- Stated task:
Check each line of the material. Copy those containing "React".
---
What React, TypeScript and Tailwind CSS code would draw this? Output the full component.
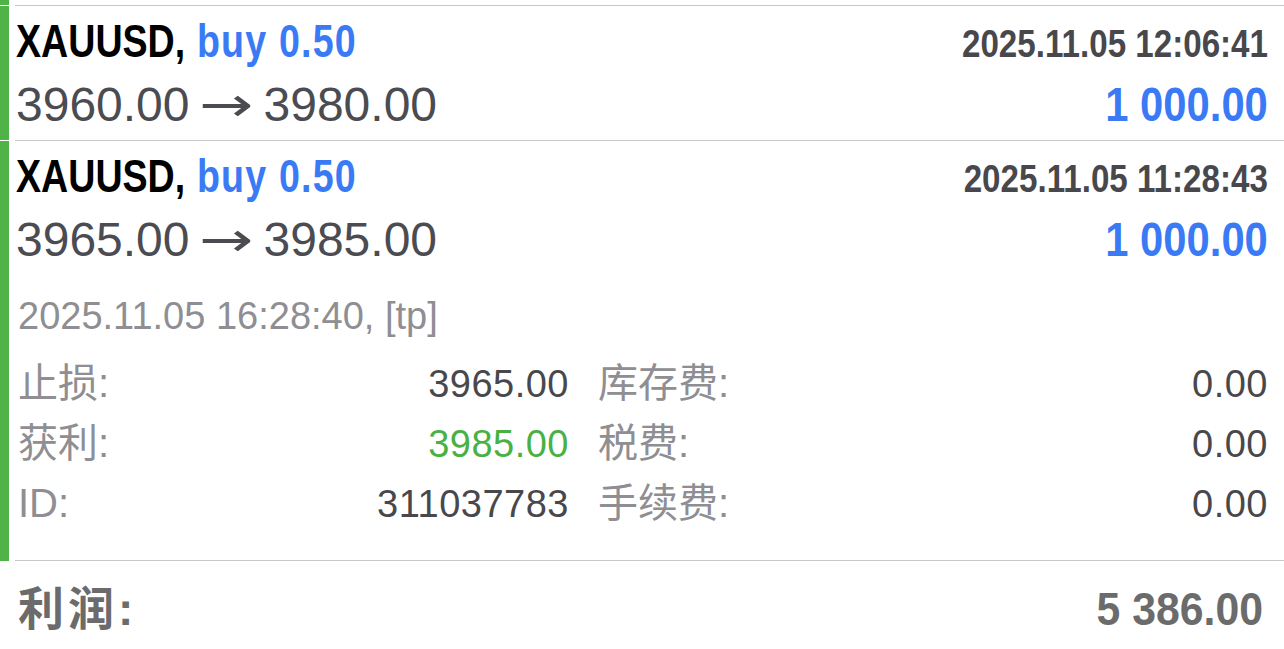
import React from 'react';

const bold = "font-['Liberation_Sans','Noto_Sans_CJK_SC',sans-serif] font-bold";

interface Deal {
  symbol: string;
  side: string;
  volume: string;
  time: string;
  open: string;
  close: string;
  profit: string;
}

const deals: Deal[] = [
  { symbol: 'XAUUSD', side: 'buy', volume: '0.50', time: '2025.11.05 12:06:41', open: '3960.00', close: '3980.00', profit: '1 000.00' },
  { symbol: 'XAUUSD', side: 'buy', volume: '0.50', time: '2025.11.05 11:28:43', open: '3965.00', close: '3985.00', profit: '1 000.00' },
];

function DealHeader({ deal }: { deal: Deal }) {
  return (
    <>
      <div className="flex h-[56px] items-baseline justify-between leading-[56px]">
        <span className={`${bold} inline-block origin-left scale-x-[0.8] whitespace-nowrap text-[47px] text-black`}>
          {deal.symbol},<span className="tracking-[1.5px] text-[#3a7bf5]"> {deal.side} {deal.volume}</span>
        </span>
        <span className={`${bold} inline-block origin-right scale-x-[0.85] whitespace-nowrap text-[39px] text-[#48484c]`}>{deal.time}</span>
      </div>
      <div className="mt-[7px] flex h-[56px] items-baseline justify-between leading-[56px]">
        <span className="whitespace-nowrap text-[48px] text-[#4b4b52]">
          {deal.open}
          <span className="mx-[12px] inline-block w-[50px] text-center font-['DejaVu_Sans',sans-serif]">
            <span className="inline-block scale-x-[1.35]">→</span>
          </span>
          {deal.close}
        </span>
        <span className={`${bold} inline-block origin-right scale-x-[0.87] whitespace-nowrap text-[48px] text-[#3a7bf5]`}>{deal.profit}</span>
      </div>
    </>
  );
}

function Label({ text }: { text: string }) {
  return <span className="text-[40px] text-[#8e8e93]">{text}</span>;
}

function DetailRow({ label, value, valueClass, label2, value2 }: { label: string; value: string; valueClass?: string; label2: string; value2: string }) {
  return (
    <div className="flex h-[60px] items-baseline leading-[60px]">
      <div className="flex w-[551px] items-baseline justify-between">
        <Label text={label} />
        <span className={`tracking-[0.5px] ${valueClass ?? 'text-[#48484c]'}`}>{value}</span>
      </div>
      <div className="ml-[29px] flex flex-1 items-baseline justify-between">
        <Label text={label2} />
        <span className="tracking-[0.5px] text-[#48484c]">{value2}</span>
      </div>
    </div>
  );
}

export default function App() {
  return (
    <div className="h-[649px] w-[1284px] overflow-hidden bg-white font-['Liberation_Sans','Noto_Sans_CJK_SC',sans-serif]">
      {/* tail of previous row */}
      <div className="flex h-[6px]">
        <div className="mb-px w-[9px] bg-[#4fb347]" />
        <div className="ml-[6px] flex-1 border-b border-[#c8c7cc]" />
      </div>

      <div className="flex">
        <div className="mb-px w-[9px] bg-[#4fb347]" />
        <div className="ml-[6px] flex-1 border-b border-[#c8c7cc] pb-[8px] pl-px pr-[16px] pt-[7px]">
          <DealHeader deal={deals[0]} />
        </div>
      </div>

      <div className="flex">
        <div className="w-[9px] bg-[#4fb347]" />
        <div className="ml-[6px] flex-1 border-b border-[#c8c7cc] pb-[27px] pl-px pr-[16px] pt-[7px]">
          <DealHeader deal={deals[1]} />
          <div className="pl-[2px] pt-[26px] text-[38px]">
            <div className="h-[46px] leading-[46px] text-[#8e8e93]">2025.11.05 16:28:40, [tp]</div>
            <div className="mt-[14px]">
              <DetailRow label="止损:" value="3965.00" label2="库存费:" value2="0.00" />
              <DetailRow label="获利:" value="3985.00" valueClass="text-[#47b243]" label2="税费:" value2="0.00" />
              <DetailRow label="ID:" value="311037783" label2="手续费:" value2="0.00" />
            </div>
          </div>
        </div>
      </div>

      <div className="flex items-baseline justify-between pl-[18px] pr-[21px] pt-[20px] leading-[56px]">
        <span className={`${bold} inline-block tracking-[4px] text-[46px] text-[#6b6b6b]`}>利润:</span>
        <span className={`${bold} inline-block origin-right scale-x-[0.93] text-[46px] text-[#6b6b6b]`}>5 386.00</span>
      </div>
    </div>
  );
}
---
- Exercise answer:
What React, TypeScript and Tailwind CSS code would draw this? Output the full component.
import React from 'react';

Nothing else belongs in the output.